Old Bisbee Ghost Tour

In the terraced shadows of the Mule Mountains, the Old Bisbee Ghost Tour acts as a psychological survey of a town that has forgotten how to die. This is the original Ghost Tour in Bisbee, a walking pilgrimage where the guide—often a figure in Victorian mourning attire—functions as a medium between the concrete present and the copper-veined past.

The Anatomy of the Afterlife

To walk this route is to traverse a vertical cemetery. The walking tour is approximately 1.5 hours long and covers one mile. Visitors meet in front the Bisbee Mining & Historical Museum.

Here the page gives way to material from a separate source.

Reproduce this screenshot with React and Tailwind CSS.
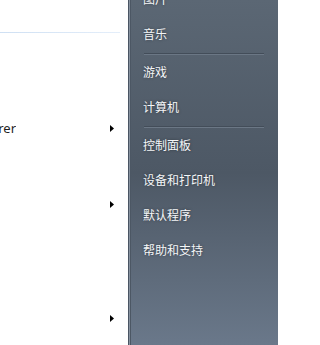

The tour covers notable locations including the Bisbee Grand hotel & Saloon, the Jean Diane Mitchell Mortuary, the Oliver House and the old Bisbee Cemetery. The significance of this tour lies in its intimacy; as you press your palms against the sun-warmed bricks of the Oliver House, you are touching a physical archive of the 1920s—a period of sudden violence and industrial exhaustion that refuses to be paved over.

The tour maps a “terminal geography,” leading you through the Brewery Gulch, where the air still tastes of stale malt and old adrenaline. Here, the spirits are not mere apparitions but the residual energy of a thousand miners whose lives were traded for the world’s electrification.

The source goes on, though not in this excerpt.